• _The request_
Copy out all lines where "React" appears.

• _Given data_
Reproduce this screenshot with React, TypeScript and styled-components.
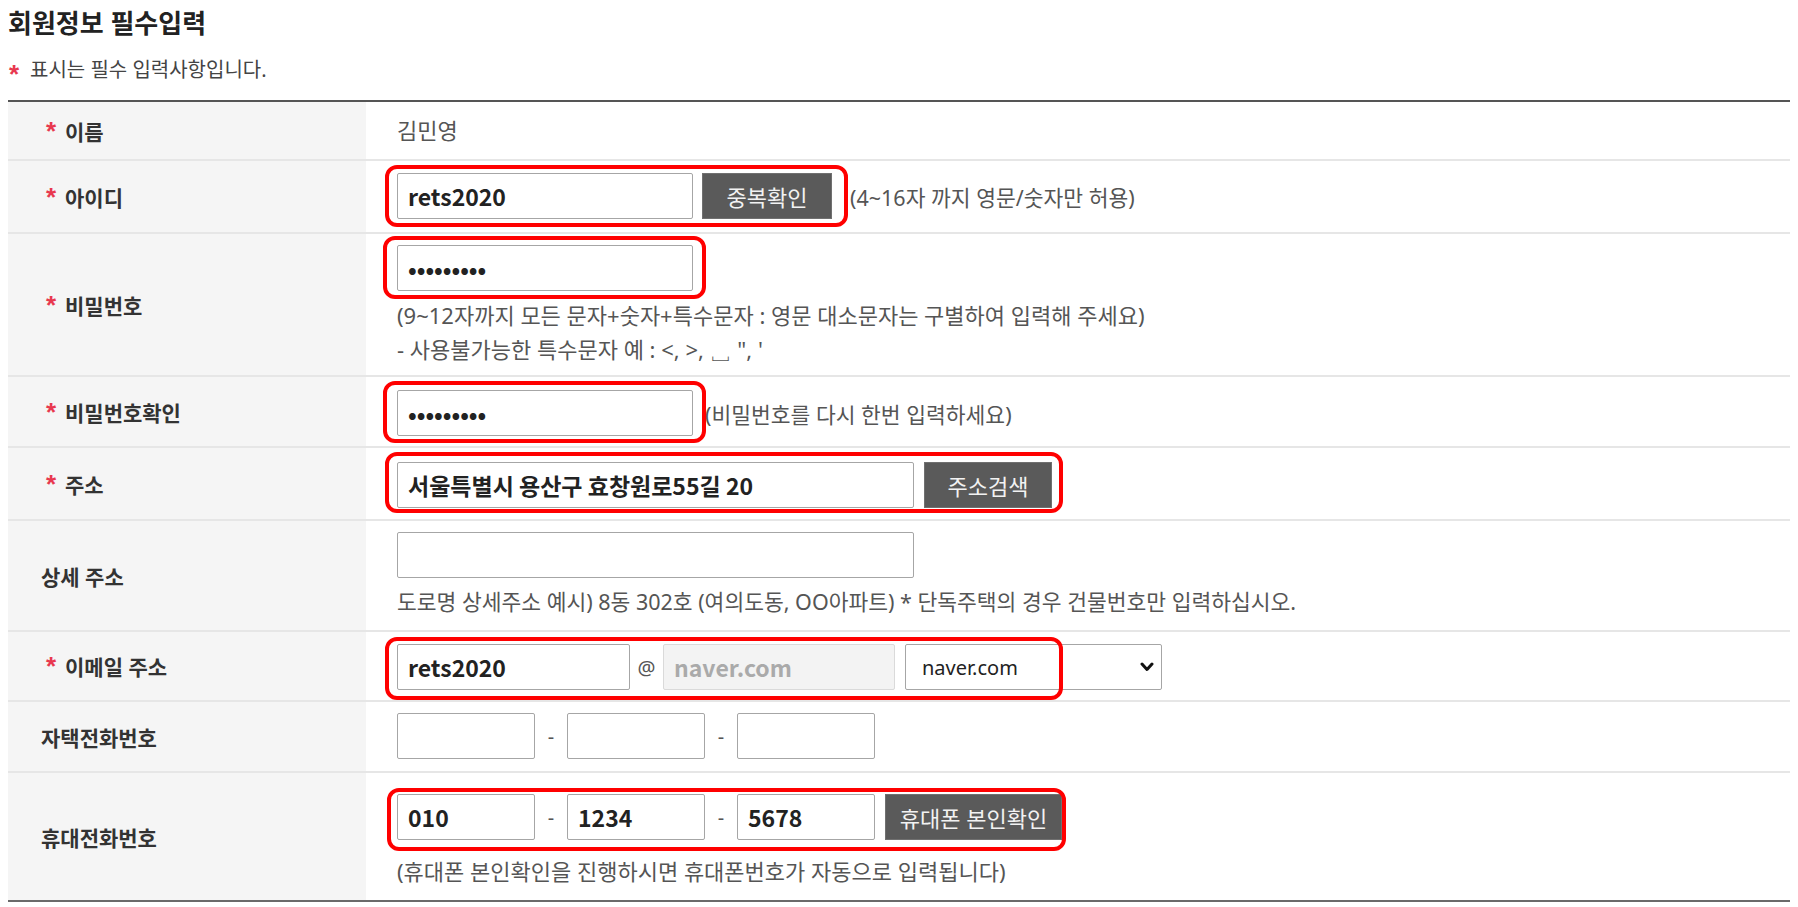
import React from 'react';
import styled, { createGlobalStyle } from 'styled-components';

const GlobalStyle = createGlobalStyle`
  * {
    box-sizing: border-box;
  }
  body {
    margin: 8px;
    background: #fff;
    font-family: 'Noto Sans', 'Noto Sans CJK KR', sans-serif;
    color: #333;
  }
`;

const Page = styled.div`
  width: 1782px;
`;

const Title = styled.h2`
  margin: 0;
  font-size: 26px;
  line-height: 30px;
  font-weight: 700;
  color: #222;
`;

const Notice = styled.p`
  margin: 18px 0 16px;
  font-size: 20px;
  line-height: 28px;
  color: #444;
`;

const Star = styled.span<{ $lead: number; $w: number }>`
  display: inline-block;
  width: ${(p) => p.$w}px;
  margin-left: ${(p) => p.$lead}px;
  color: #e8384f;
  font-weight: 700;
  font-size: 26px;
  line-height: 20px;
  font-family: 'Liberation Sans', sans-serif;
  vertical-align: -6px;
`;

const Table = styled.div`
  border-top: 2px solid #555;
  border-bottom: 2px solid #6a6a6a;
`;

const Row = styled.div`
  display: grid;
  grid-template-columns: 358px 1fr;
  border-bottom: 2px solid #e6e6e6;
  &:last-child {
    border-bottom: none;
  }
`;

const Label = styled.div`
  display: flex;
  align-items: center;
  padding-left: 33px;
  background: #f5f5f5;
  font-size: 21px;
  font-weight: 600;
  color: #333;
`;

const Cell = styled.div<{ $pad: string }>`
  display: flex;
  flex-direction: column;
  align-items: flex-start;
  padding: ${(p) => p.$pad};
  padding-left: 31px;
`;

const Plain = styled.span`
  font-size: 22px;
  line-height: 34px;
  color: #555;
`;

const Line = styled.div`
  display: flex;
  align-items: center;
`;

const Highlight = styled.div<{ $inset: string }>`
  position: relative;
  display: flex;
  align-items: center;
  &::after {
    content: '';
    position: absolute;
    inset: ${(p) => p.$inset};
    border: 4px solid #ff0000;
    border-radius: 12px;
    pointer-events: none;
    z-index: 2;
  }
`;

const Field = styled.input<{ $w: number; $muted?: boolean }>`
  width: ${(p) => p.$w}px;
  height: 46px;
  padding: 0 10px;
  border: 1px solid ${(p) => (p.$muted ? '#dadada' : '#a6a6a6')};
  border-radius: 2px;
  background: ${(p) => (p.$muted ? '#f3f3f3' : '#fff')};
  font-family: 'Noto Sans CJK KR', 'Noto Sans', sans-serif;
  font-size: 23px;
  font-weight: 600;
  color: ${(p) => (p.$muted ? '#aaa' : '#222')};
  outline: none;
`;

const GrayButton = styled.button<{ $w: number; $gap?: number }>`
  width: ${(p) => p.$w}px;
  height: 46px;
  margin-left: ${(p) => p.$gap ?? 10}px;
  padding: 0;
  border: 1px solid #707070;
  background: #5a5a5a;
  color: #f2f2f2;
  font-family: inherit;
  font-size: 22px;
  cursor: pointer;
`;

const Sep = styled.span<{ $w: number }>`
  width: ${(p) => p.$w}px;
  text-align: center;
  font-size: 20px;
  color: #555;
`;

const Help = styled.p<{ $mt?: number; $size?: number }>`
  margin: ${(p) => p.$mt ?? 7}px 0 0;
  font-size: ${(p) => p.$size ?? 22}px;
  line-height: 34px;
  color: #555;
`;

const SideHelp = styled.span<{ $gap: number }>`
  margin-left: ${(p) => p.$gap}px;
  font-size: 21.5px;
  color: #555;
`;

const SelectWrap = styled.div`
  position: relative;
  margin-left: 10px;
`;

const Select = styled.select`
  appearance: none;
  width: 257px;
  height: 46px;
  padding: 0 16px;
  border: 1px solid #a6a6a6;
  border-radius: 2px;
  background: #fff;
  font-family: inherit;
  font-size: 20px;
  color: #222;
  outline: none;
`;

const Chevron = styled.svg`
  position: absolute;
  right: 8px;
  top: 50%;
  margin-top: -5px;
  pointer-events: none;
`;

const Required = () => (
  <Star $lead={5} $w={19}>
    *
  </Star>
);

const PhoneFields = ({ values }: { values: string[] }) => (
  <>
    <Field $w={138} defaultValue={values[0]} />
    <Sep $w={32}>-</Sep>
    <Field $w={138} defaultValue={values[1]} />
    <Sep $w={32}>-</Sep>
    <Field $w={138} defaultValue={values[2]} />
  </>
);

export default function App() {
  return (
    <Page>
      <GlobalStyle />
      <Title>회원정보 필수입력</Title>
      <Notice>
        <Star $lead={1} $w={21}>
          *
        </Star>
        표시는 필수 입력사항입니다.
      </Notice>

      <Table>
        <Row>
          <Label>
            <Required />
            이름
          </Label>
          <Cell $pad="11px 0 12px">
            <Plain>김민영</Plain>
          </Cell>
        </Row>

        <Row>
          <Label>
            <Required />
            아이디
          </Label>
          <Cell $pad="12px 0 13px">
            <Line>
              <Highlight $inset="-8px -16px -8px -12px">
                <Field $w={296} defaultValue="rets2020" />
                <GrayButton $w={130} $gap={9}>
                  중복확인
                </GrayButton>
              </Highlight>
              <SideHelp $gap={18}>(4~16자 까지 영문/숫자만 허용)</SideHelp>
            </Line>
          </Cell>
        </Row>

        <Row>
          <Label>
            <Required />
            비밀번호
          </Label>
          <Cell $pad="11px 0 9px">
            <Highlight $inset="-9px -13px -8px -14px">
              <Field $w={296} type="password" defaultValue="123456789" />
            </Highlight>
            <Help>
              (9~12자까지 모든 문자+숫자+특수문자 : 영문 대소문자는 구별하여 입력해 주세요)
              <br />- 사용불가능한 특수문자 예 : &lt;, &gt;, ␣ ", '
            </Help>
          </Cell>
        </Row>

        <Row>
          <Label>
            <Required />
            비밀번호확인
          </Label>
          <Cell $pad="13px 0 10px">
            <Line>
              <Highlight $inset="-9px -13px -7px -14px">
                <Field $w={296} type="password" defaultValue="123456789" />
              </Highlight>
              <SideHelp $gap={12}>(비밀번호를 다시 한번 입력하세요)</SideHelp>
            </Line>
          </Cell>
        </Row>

        <Row>
          <Label>
            <Required />
            주소
          </Label>
          <Cell $pad="14px 0 11px">
            <Highlight $inset="-10px -11px -5px -12px">
              <Field $w={517} defaultValue="서울특별시 용산구 효창원로55길 20" />
              <GrayButton $w={128}>주소검색</GrayButton>
            </Highlight>
          </Cell>
        </Row>

        <Row>
          <Label>상세 주소</Label>
          <Cell $pad="11px 0 11px">
            <Field $w={517} />
            <Help $size={21.5}>
              도로명 상세주소 예시) 8동 302호 (여의도동, OO아파트) * 단독주택의 경우 건물번호만 입력하십시오.
            </Help>
          </Cell>
        </Row>

        <Row>
          <Label>
            <Required />
            이메일 주소
          </Label>
          <Cell $pad="12px 0 10px">
            <Highlight $inset="-7px 99px -10px -12px">
              <Field $w={233} defaultValue="rets2020" />
              <Sep $w={33}>@</Sep>
              <Field $w={232} $muted readOnly defaultValue="naver.com" />
              <SelectWrap>
                <Select defaultValue="naver.com">
                  <option value="naver.com">naver.com</option>
                  <option value="daum.net">daum.net</option>
                  <option value="gmail.com">gmail.com</option>
                  <option value="direct">직접입력</option>
                </Select>
                <Chevron width="14" height="10" viewBox="0 0 14 10">
                  <polyline
                    points="2,2 7,7.5 12,2"
                    fill="none"
                    stroke="#111"
                    strokeWidth="3"
                    strokeLinecap="round"
                    strokeLinejoin="round"
                  />
                </Chevron>
              </SelectWrap>
            </Highlight>
          </Cell>
        </Row>

        <Row>
          <Label>자택전화번호</Label>
          <Cell $pad="11px 0 12px">
            <Line>
              <PhoneFields values={['', '', '']} />
            </Line>
          </Cell>
        </Row>

        <Row>
          <Label>휴대전화번호</Label>
          <Cell $pad="21px 0 12px">
            <Highlight $inset="-6px -4px -11px -10px">
              <PhoneFields values={['010', '1234', '5678']} />
              <GrayButton $w={177}>휴대폰 본인확인</GrayButton>
            </Highlight>
            <Help $mt={14}>(휴대폰 본인확인을 진행하시면 휴대폰번호가 자동으로 입력됩니다)</Help>
          </Cell>
        </Row>
      </Table>
    </Page>
  );
}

• _Output_
Reproduce this screenshot with React, TypeScript and styled-components.
import React from 'react';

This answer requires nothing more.